Por Manuel Almagro Chinchilla.
Historia de una peregrinación desde Tíscar a Santiago de Compostela
Introducción (II)
Hoy en día, proponerse una marcha a pie de mil doscientos kilómetros, en la que se van a invertir unos cincuenta días, se le supone, a quien desee realizarla, un apego y un amor a la Naturaleza no muy comunes. Requiere mentalizarse para asumir un cambio radical de la vida de rutina y un tanto sedentaria; algo que puede causar, en el neófito, un impacto difícilmente asumible, ya que una adaptación no conseguida del todo puede conducirnos al abandono de los fines propuestos, cuando no a la animadversión de proyectos futuros semejantes. Siempre se ha dicho que «Querer es poder» y «Poder es querer», pero no dejan de ser pensamientos que nacen en nuestra psique, cuya veracidad y consecución está a merced del puro convencimiento propio, del cual yo estaba completamente seguro. Se trata de identificarse con la idea: «Yo soy yo y mis pensamientos».
Integrarte en un grupo, si no homogéneo, sí lo bastante consolidado como para culminar tal reto, requiere, necesariamente, coincidir en la valoración del mundo que te rodea e interpretar, de similar manera, las influencias que se reciben de él.
El amor a la Naturaleza ha estado en mí desde las primeras vivencias de la infancia, con la toma de contacto del maravilloso mundo luminoso y colorido, de aquel que ya eres capaz de crear con verdadera conciencia para integrarlo como un sólido recuerdo. Sería prolijo describir con detalle aquel fascinante mundo que se iba abriendo e incorporando poco a poco en las preferencias del cotidiano vivir. La Naturaleza me ha ofrecido una vida en plenitud de libertad, algo que lleva implícito una excelente salud, facilita un satisfactorio equilibrio emocional; propicia la realización individual a través de un fortalecimiento, como el que supone desenvolverse en un medio donde es necesario poner a prueba todas tus facultades físicas y mentales; y, además, conlleva una interiorización en el ser, con sus inevitables reflexiones, que te conducen a pulsaciones de espiritualidad de la más pura y ascética.

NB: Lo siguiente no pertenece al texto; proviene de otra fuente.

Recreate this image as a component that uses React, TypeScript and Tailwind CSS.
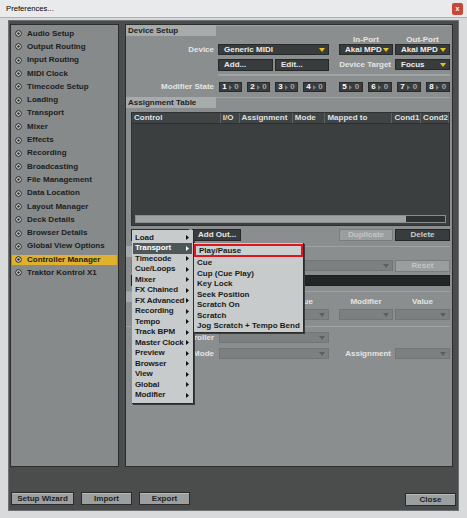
import React from 'react';

const sidebarItems = [
  'Audio Setup',
  'Output Routing',
  'Input Routing',
  'MIDI Clock',
  'Timecode Setup',
  'Loading',
  'Transport',
  'Mixer',
  'Effects',
  'Recording',
  'Broadcasting',
  'File Management',
  'Data Location',
  'Layout Manager',
  'Deck Details',
  'Browser Details',
  'Global View Options',
  'Controller Manager',
  'Traktor Kontrol X1',
];

const addMenu = [
  'Load',
  'Transport',
  'Timecode',
  'Cue/Loops',
  'Mixer',
  'FX Chained',
  'FX Advanced',
  'Recording',
  'Tempo',
  'Track BPM',
  'Master Clock',
  'Preview',
  'Browser',
  'View',
  'Global',
  'Modifier',
];

const transportMenu = [
  'Play/Pause',
  'Cue',
  'Cup (Cue Play)',
  'Key Lock',
  'Seek Position',
  'Scratch On',
  'Scratch',
  'Jog Scratch + Tempo Bend',
];

const columns = [
  { name: 'Control', w: 'w-[90px]' },
  { name: 'I/O', w: 'w-[19px]' },
  { name: 'Assignment', w: 'w-[54px]' },
  { name: 'Mode', w: 'w-[33px]' },
  { name: 'Mapped to', w: 'w-[68px]' },
  { name: 'Cond1', w: 'w-[29px]' },
  { name: 'Cond2', w: 'flex-1' },
];

const Bullet = () => (
  <svg width="7" height="7" viewBox="0 0 7 7" className="shrink-0">
    <circle cx="3.5" cy="3.5" r="2.8" fill="#e6e8e8" stroke="#1d1f1f" strokeWidth="1" />
    <circle cx="3.5" cy="3.5" r="1.2" fill="#1d1f1f" />
  </svg>
);

const Arrow = ({ color }: { color: string }) => (
  <svg width="6" height="4" viewBox="0 0 6 4" className="shrink-0">
    <polygon points="0,0 6,0 3,4" fill={color} />
  </svg>
);

const SubArrow = ({ color = '#111' }: { color?: string }) => (
  <svg width="3" height="5" viewBox="0 0 3 5" className="shrink-0">
    <polygon points="0,0 3,2.5 0,5" fill={color} />
  </svg>
);

// dropdown: dark = active, grey = disabled
const Dropdown = ({ label, className, disabled }: { label?: string; className: string; disabled?: boolean }) => (
  <div
    className={`flex h-[11px] items-center justify-between border pl-[5px] pr-[3px] ${
      disabled ? 'border-[#727575] bg-[#7d8080]' : 'border-[#282a2a] bg-[#393c3c]'
    } ${className}`}
  >
    <span className="text-[#ededed]">{label}</span>
    <Arrow color={disabled ? '#5c5f5f' : '#e8c11c'} />
  </div>
);

const DarkButton = ({ label, className }: { label?: string; className: string }) => (
  <div className={`flex h-[12px] items-center border border-[#262828] bg-[#393c3c] pl-[5px] text-[#e8e8e8] ${className}`}>
    {label}
  </div>
);

const GreyButton = ({ label, className }: { label?: string; className: string }) => (
  <div className={`flex h-[12px] items-center justify-center border border-[#7a7d7d] bg-[#9b9e9e] text-[#c2c5c5] ${className}`}>
    {label}
  </div>
);

const ModButton = ({ n, w }: { n: number; w: string }) => (
  <div className={`flex h-[10px] items-center border border-[#292b2b] bg-[#3a3d3d] ${w}`}>
    <span className="w-[9px] text-center text-white">{n}</span>
    <SubArrow color="#7d8080" />
    <span className="flex-1 text-center text-[#a2a5a5]">0</span>
  </div>
);

const SectionHeader = ({ title }: { title?: string }) => (
  <div className="flex h-[11px] shrink-0">
    <div className="flex w-[90px] items-center bg-[#a8abab] pl-[2px] text-[#1d1f1f]">{title}</div>
    <div className="flex-1 border-t border-[#9fa2a2]" />
  </div>
);

const BottomButton = ({ label, className }: { label: string; className: string }) => (
  <div
    className={`flex h-[13px] items-center justify-center border border-[#2a2c2c] bg-[#9c9f9f] text-[#1c1e1e] shadow-[inset_0_1px_0_#b8bbbb] ${className}`}
  >
    {label}
  </div>
);

export default function App() {
  return (
    <div className="relative flex h-[518px] w-[467px] flex-col overflow-hidden bg-[#d8dadc] font-['Liberation_Sans',Arial,sans-serif] text-[8px] font-bold leading-none">
      {/* title bar */}
      <div className="flex h-[17px] shrink-0 items-center justify-between bg-[#e9eaeb] pl-[6px] pr-[4px]">
        <span className="text-[7.7px] font-normal text-black">Preferences...</span>
        <div className="flex h-[12px] w-[11px] items-center justify-center rounded-[2px] bg-[#c9463b] text-[7px] text-white">
          x
        </div>
      </div>

      {/* frame */}
      <div className="flex flex-1 flex-col border-t border-[#aeb1b4] pb-[7px] pl-[8px] pr-[8px] pt-[2px]">
        <div className="flex flex-1 flex-col border border-[#6f7274] bg-[#4b4d4d]">
          <div className="flex gap-[6px] pl-[1px] pt-[3px]">
            {/* left nav */}
            <div className="flex h-[443px] w-[109px] flex-col border border-[#2c2e2e] bg-[#878a8a] pt-[2px]">
              {sidebarItems.map((item) => (
                <div key={item} className="flex h-[13.3px] items-center">
                  <div
                    className={`mx-[1px] flex h-[10px] flex-1 items-center gap-[5px] pl-[3px] ${
                      item === 'Controller Manager' ? 'bg-[#e0b12e]' : ''
                    }`}
                  >
                    <Bullet />
                    <span className="text-[#1b1d1d]">{item}</span>
                  </div>
                </div>
              ))}
            </div>

            {/* right panel */}
            <div className="flex h-[443px] w-[328px] flex-col border border-[#2c2e2e] bg-[#8b8e8e] pr-[2px] text-[#e3e5e5]">
              <SectionHeader title="Device Setup" />
              <div className="flex h-[8px] items-center">
                <div className="w-[213px]" />
                <div className="w-[54px] text-center">In-Port</div>
                <div className="w-[2px]" />
                <div className="w-[55px] text-center">Out-Port</div>
              </div>
              <div className="flex h-[11px] items-center">
                <div className="w-[88px] text-right">Device</div>
                <div className="w-[4px]" />
                <Dropdown label="Generic MIDI" className="w-[111px]" />
                <div className="w-[10px]" />
                <Dropdown label="Akai MPD" className="w-[54px]" />
                <div className="w-[2px]" />
                <Dropdown label="Akai MPD" className="w-[55px]" />
              </div>
              <div className="mt-[4px] flex h-[11px] items-center">
                <div className="w-[92px]" />
                <DarkButton label="Add..." className="h-[11px] w-[55px]" />
                <div className="w-[2px]" />
                <DarkButton label="Edit..." className="h-[11px] w-[54px]" />
                <div className="w-[62px] text-right">Device Target</div>
                <div className="w-[4px]" />
                <Dropdown label="Focus" className="w-[55px]" />
              </div>
              <div className="ml-[92px] mt-[4px] h-[2px] bg-[#a0a3a3]" />
              <div className="mt-[6px] flex h-[10px] items-center">
                <div className="w-[88px] text-right">Modifier State</div>
                <div className="flex gap-[5px] pl-[5px]">
                  {[1, 2, 3, 4].map((n) => (
                    <ModButton key={n} n={n} w="w-[23px]" />
                  ))}
                </div>
                <div className="flex gap-[5px] pl-[13px]">
                  {[5, 6, 7, 8].map((n) => (
                    <ModButton key={n} n={n} w="w-[24px]" />
                  ))}
                </div>
              </div>

              <div className="mt-[5px]">
                <SectionHeader title="Assignment Table" />
              </div>
              {/* table */}
              <div className="ml-[5px] mt-[4px] flex h-[114px] flex-col border border-[#2f3232] bg-[#3b3f3f]">
                <div className="flex h-[11px] border-b border-[#2c2f2f] bg-[#404444]">
                  {columns.map((c) => (
                    <div key={c.name} className={`flex items-center border-r border-[#5d6161] pl-[2px] text-[#dfe1e1] ${c.w}`}>
                      {c.name}
                    </div>
                  ))}
                </div>
                <div className="flex-1" />
                <div className="mx-[3px] mb-[2px] flex h-[8px] border border-[#8b8e8e] bg-[#2f3232]">
                  <div className="w-[270px] bg-[#a0a3a3]" />
                </div>
              </div>
              <div className="ml-[5px] mt-[3px] flex items-center">
                {/* Add In... sits under the popup menu */}
                <DarkButton className="w-[58px]" />
                <div className="w-[3px]" />
                <DarkButton label="Add Out..." className="w-[49px]" />
                <div className="flex-1" />
                <GreyButton label="Duplicate" className="w-[54px]" />
                <div className="w-[2px]" />
                <div className="flex h-[12px] w-[55px] items-center justify-center border border-[#262828] bg-[#393c3c] text-[#c9cccc]">
                  Delete
                </div>
              </div>

              <div className="mt-[5px]">
                <SectionHeader />
              </div>
              <div className="ml-[5px] mt-[3px] flex h-[11px] items-center">
                <GreyButton className="h-[11px] w-[40px]" />
                <div className="w-[4px]" />
                <Dropdown disabled className="flex-1" />
                <div className="w-[2px]" />
                <GreyButton label="Reset" className="h-[11px] w-[55px]" />
              </div>
              <div className="ml-[5px] mt-[4px] h-[11px] border border-[#1c1e1e] bg-[#232626]" />

              <div className="mt-[5px] flex h-[16px] border-t border-[#9fa2a2]">
                <div className="h-[10px] w-[90px] bg-[#a8abab]" />
                <div className="flex flex-1 items-end pb-[1px]">
                  <div className="w-[60px]" />
                  <div className="w-[53px] text-center">Value</div>
                  <div className="w-[10px]" />
                  <div className="w-[54px] text-center">Modifier</div>
                  <div className="w-[2px]" />
                  <div className="w-[55px] text-center">Value</div>
                </div>
              </div>
              <div className="mt-[2px] flex h-[11px] items-center">
                <div className="w-[94px]" />
                <Dropdown disabled className="w-[54px]" />
                <div className="w-[2px]" />
                <Dropdown disabled className="w-[53px]" />
                <div className="w-[10px]" />
                <Dropdown disabled className="w-[54px]" />
                <div className="w-[2px]" />
                <Dropdown disabled className="w-[55px]" />
              </div>
              <div className="mt-[6px] h-[1px] bg-[#a0a3a3]" />
              <div className="mt-[5px] flex h-[11px] items-center">
                <div className="w-[88px] text-right">Type of Controller</div>
                <div className="w-[5px]" />
                <Dropdown disabled className="w-[110px]" />
              </div>
              <div className="mt-[5px] flex h-[11px] items-center">
                <div className="w-[88px] text-right">Interaction Mode</div>
                <div className="w-[5px]" />
                <Dropdown disabled className="w-[110px]" />
                <div className="w-[62px] text-right">Assignment</div>
                <div className="w-[4px]" />
                <Dropdown disabled className="w-[55px]" />
              </div>
            </div>
          </div>

          {/* bottom buttons */}
          <div className="mt-[25px] flex items-start pl-[2px] pr-[2px]">
            <BottomButton label="Setup Wizard" className="w-[63px]" />
            <div className="w-[7px]" />
            <BottomButton label="Import" className="w-[51px]" />
            <div className="w-[7px]" />
            <BottomButton label="Export" className="w-[51px]" />
            <div className="flex-1" />
            <BottomButton label="Close" className="mt-[1px] w-[51px]" />
          </div>
        </div>
      </div>

      {/* Add menu popup */}
      <div className="absolute left-[132px] top-[230px] flex h-[174px] w-[62px] flex-col border-b border-r border-[#2a2c2c] bg-[#c8cbcb] pt-[2.5px] shadow-[1px_1px_0_#3a3c3c]">
        {addMenu.map((item) => (
          <div
            key={item}
            className={`mx-[1px] flex h-[10.53px] items-center justify-between whitespace-nowrap pl-[2px] pr-[3px] ${
              item === 'Transport' ? 'bg-[#4e5757] text-white' : 'text-[#181a1a]'
            }`}
          >
            <span className="tracking-[-0.1px]">{item}</span>
            <SubArrow color={item === 'Transport' ? '#ffffff' : '#111111'} />
          </div>
        ))}
      </div>

      {/* Transport submenu */}
      <div className="absolute left-[194px] top-[243px] flex h-[90px] w-[110px] flex-col border-b border-r border-[#2a2c2c] bg-[#c8cbcb] shadow-[1px_1px_0_#3a3c3c]">
        {transportMenu.map((item, i) => (
          <div
            key={item}
            className={`flex h-[10.5px] items-center whitespace-nowrap pl-[3px] text-[#181a1a] ${
              i === 0 ? 'mb-[1px] mt-[1px] h-[13px] border-2 border-[#e0161f] bg-[#cdd0d0] pl-[2px]' : ''
            }`}
          >
            {item}
          </div>
        ))}
      </div>
    </div>
  );
}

Todo tan diferente a la vida de la moderna civilización con su afán de desarrollo. La de la competitividad profesional y económica, donde impera la rápida convertibilidad material de cualquier concepto; donde los sentimientos más íntimos e inconfesables son catalogados, baremados, clasificados, estratificados e incluidos en una lista de precios. Por todo este desasosiego, siempre sentí un natural e innato rechazo desde los primeros años de mi infancia. Quizá nací con esa predisposición y ya lo llevaba en los cromosomas, por lo que en mi código vivencial, como creo que en el de casi todo el mundo, no estaba registrado y contemplaba aquel laberinto del incómodo y rutinario día a día como un mal necesario para la subsistencia, para poder crecer a costa de dejar a un lado apetencias y aspiraciones más pulcras, enriquecedoras y atractivas para henchir y realizar mi ego interior.

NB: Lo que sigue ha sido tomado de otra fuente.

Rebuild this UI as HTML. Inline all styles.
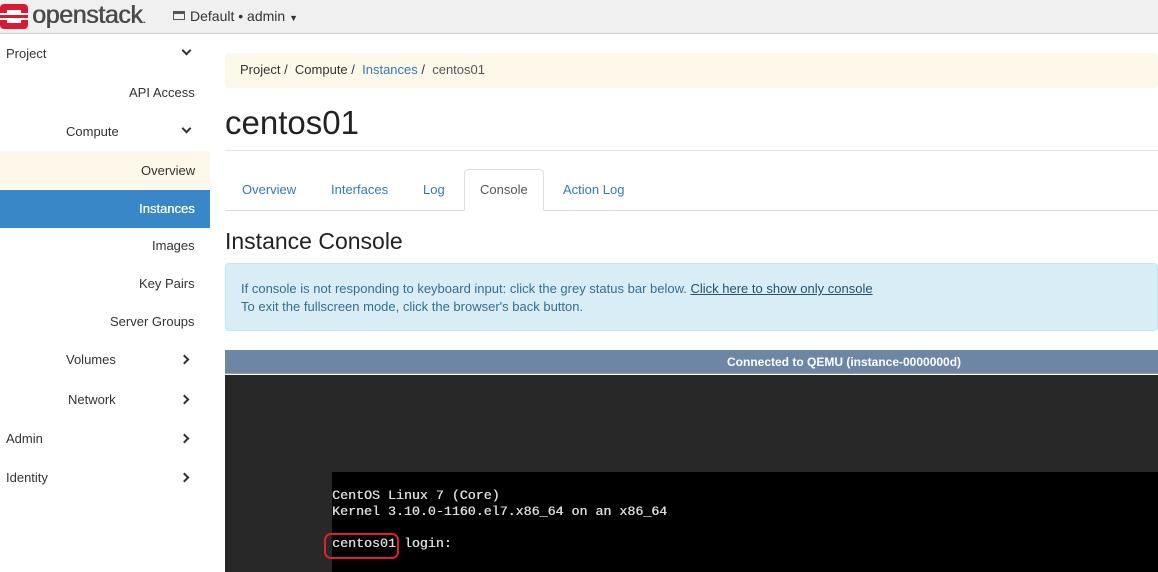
<!DOCTYPE html>
<html><head><style>
*{margin:0;padding:0;box-sizing:border-box}
body{width:1158px;height:572px;overflow:hidden;background:#fff;font-family:"Liberation Sans",sans-serif;font-size:13px;color:#333;position:relative}
.hdr{position:absolute;left:0;top:0;width:1158px;height:34px;background:#f0f0f0;border-bottom:1px solid #ccc}
.abs{position:absolute;white-space:nowrap}
.side .abs{font-size:13px;color:#333}
.chev{position:absolute;width:7px;height:7px;border-right:2px solid #333;border-bottom:2px solid #333}
a{color:#337ab7;text-decoration:none}
.mono{font-family:"Liberation Mono",monospace;font-size:13.3px;color:#dcdcdc;line-height:16px;text-shadow:0.4px 0 0 #dcdcdc}
</style></head><body>
<div class="hdr">
 <svg class="abs" style="left:0;top:3px" width="28" height="26" viewBox="0 0 28 26"><rect x="0" y="1" width="28" height="25" rx="4" fill="#da1a32"/><rect x="7" y="7" width="14" height="13" fill="#fff"/><rect x="0" y="10" width="7" height="2" fill="#fff"/><rect x="0" y="15" width="7" height="2" fill="#fff"/><rect x="21" y="10" width="7" height="2" fill="#fff"/><rect x="21" y="15" width="7" height="2" fill="#fff"/><rect x="7" y="12" width="14" height="3" fill="#da1a32"/></svg>
 <div class="abs" style="left:32px;top:1px;font-size:25px;color:#4a4a4a;letter-spacing:-0.4px;text-shadow:0.6px 0 0 #4a4a4a">openstack<span style="font-size:12px">.</span></div>
 <div class="abs" style="left:173px;top:11px;width:12px;height:9px;border:1.5px solid #555;border-top-width:3px"></div>
 <div class="abs" style="left:190px;top:8px;font-size:14px;color:#333">Default • admin <span style="font-size:9px">▼</span></div>
</div>
<div class="side">
 <div class="abs" style="left:6px;top:46px">Project</div><div class="chev" style="left:183px;top:47px;transform:rotate(45deg)"></div>
 <div class="abs" style="left:129px;top:85px">API Access</div>
 <div class="abs" style="left:66px;top:124px">Compute</div><div class="chev" style="left:183px;top:125px;transform:rotate(45deg)"></div>
 <div class="abs" style="left:0;top:151px;width:210px;height:38px;background:#fdf8ea"></div>
 <div class="abs" style="left:141px;top:163px">Overview</div>
 <div class="abs" style="left:0;top:190px;width:210px;height:38px;background:#3a87c7"></div>
 <div class="abs" style="left:139px;top:201px;color:#fff;text-shadow:0.3px 0 0 #fff">Instances</div>
 <div class="abs" style="left:152px;top:238px">Images</div>
 <div class="abs" style="left:139px;top:276px">Key Pairs</div>
 <div class="abs" style="left:110px;top:314px">Server Groups</div>
 <div class="abs" style="left:66px;top:352px">Volumes</div><div class="chev" style="left:181px;top:356px;transform:rotate(-45deg)"></div>
 <div class="abs" style="left:68px;top:392px">Network</div><div class="chev" style="left:181px;top:396px;transform:rotate(-45deg)"></div>
 <div class="abs" style="left:6px;top:431px">Admin</div><div class="chev" style="left:181px;top:435px;transform:rotate(-45deg)"></div>
 <div class="abs" style="left:6px;top:470px">Identity</div><div class="chev" style="left:181px;top:474px;transform:rotate(-45deg)"></div>
</div>
<div class="abs" style="left:225px;top:53px;width:933px;height:35px;background:#fdf8ea;border-radius:4px"></div>
<div class="abs" style="left:240px;top:62px;font-size:13px">Project /&nbsp; Compute /&nbsp; <a>Instances</a> /&nbsp; <span style="color:#555">centos01</span></div>
<div class="abs" style="left:225px;top:104px;font-size:33px;color:#222">centos01</div>
<div class="abs" style="left:225px;top:150px;width:933px;height:1px;background:#e5e5e5"></div>
<div class="abs" style="left:225px;top:210px;width:933px;height:1px;background:#ddd"></div>
<div class="abs" style="left:464px;top:169px;width:80px;height:42px;background:#fff;border:1px solid #ddd;border-bottom-color:#fff;border-radius:4px 4px 0 0"></div>
<div class="abs" style="left:242px;top:182px"><a>Overview</a></div>
<div class="abs" style="left:331px;top:182px"><a>Interfaces</a></div>
<div class="abs" style="left:423px;top:182px"><a>Log</a></div>
<div class="abs" style="left:480px;top:182px;color:#555">Console</div>
<div class="abs" style="left:563px;top:182px"><a>Action Log</a></div>
<div class="abs" style="left:225px;top:228px;font-size:23px;color:#222">Instance Console</div>
<div class="abs" style="left:225px;top:263px;width:933px;height:68px;background:#d9edf7;border:1px solid #bce8f1;border-radius:4px"></div>
<div class="abs" style="left:241px;top:280px;color:#31708f;line-height:18px">If console is not responding to keyboard input: click the grey status bar below. <a style="color:#245269;text-decoration:underline">Click here to show only console</a><br>To exit the fullscreen mode, click the browser's back button.</div>
<div class="abs" style="left:225px;top:350px;width:933px;height:24px;background:#6e86a6;border-bottom:1px solid #999"></div>
<div class="abs" style="left:727px;top:355px;color:#fff;font-weight:bold;font-size:12px">Connected to QEMU (instance-0000000d)</div>
<div class="abs" style="left:225px;top:375px;width:933px;height:197px;background:#282828"></div>
<div class="abs" style="left:332px;top:472px;width:826px;height:100px;background:#000"></div>
<div class="abs mono" style="left:332px;top:488px">CentOS Linux 7 (Core)<br>Kernel 3.10.0-1160.el7.x86_64 on an x86_64<br><br>centos01 login:</div>
<div class="abs" style="left:324px;top:533px;width:75px;height:26px;border:2px solid #e0202a;border-radius:7px"></div>
</body></html>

Participé en aquella maraña productiva, de la que obtuve medios para poder desenvolverme con una economía suficiente. Pero, con cada oportunidad que me salía al paso, quedaba fascinado, contemplando el medio natural: un inmenso escenario multicolor de mil tonalidades, los olores de una brisa variadamente perfumada, el rumor del viento en las hojas de las encinas, el runruneo del agua de los arroyos, el arrullo de las aves en celo, el gorjeo de miles de pajarillos de colores, el graznido de los córvidos…Todo ello acompañado del impreciso y volátil eco del paso del tiempo, que revoca en los cortados y en las cárcavas calizas, como sintonía de fondo de un ensordecedor silencio. Con cada ocasión contemplativa, revivía en mí con más contundencia aquella pasión que se iba revalorizando a medida que crecía en edad y conciencia. Y con ella maduré, quedando macerada con los años en mi ser.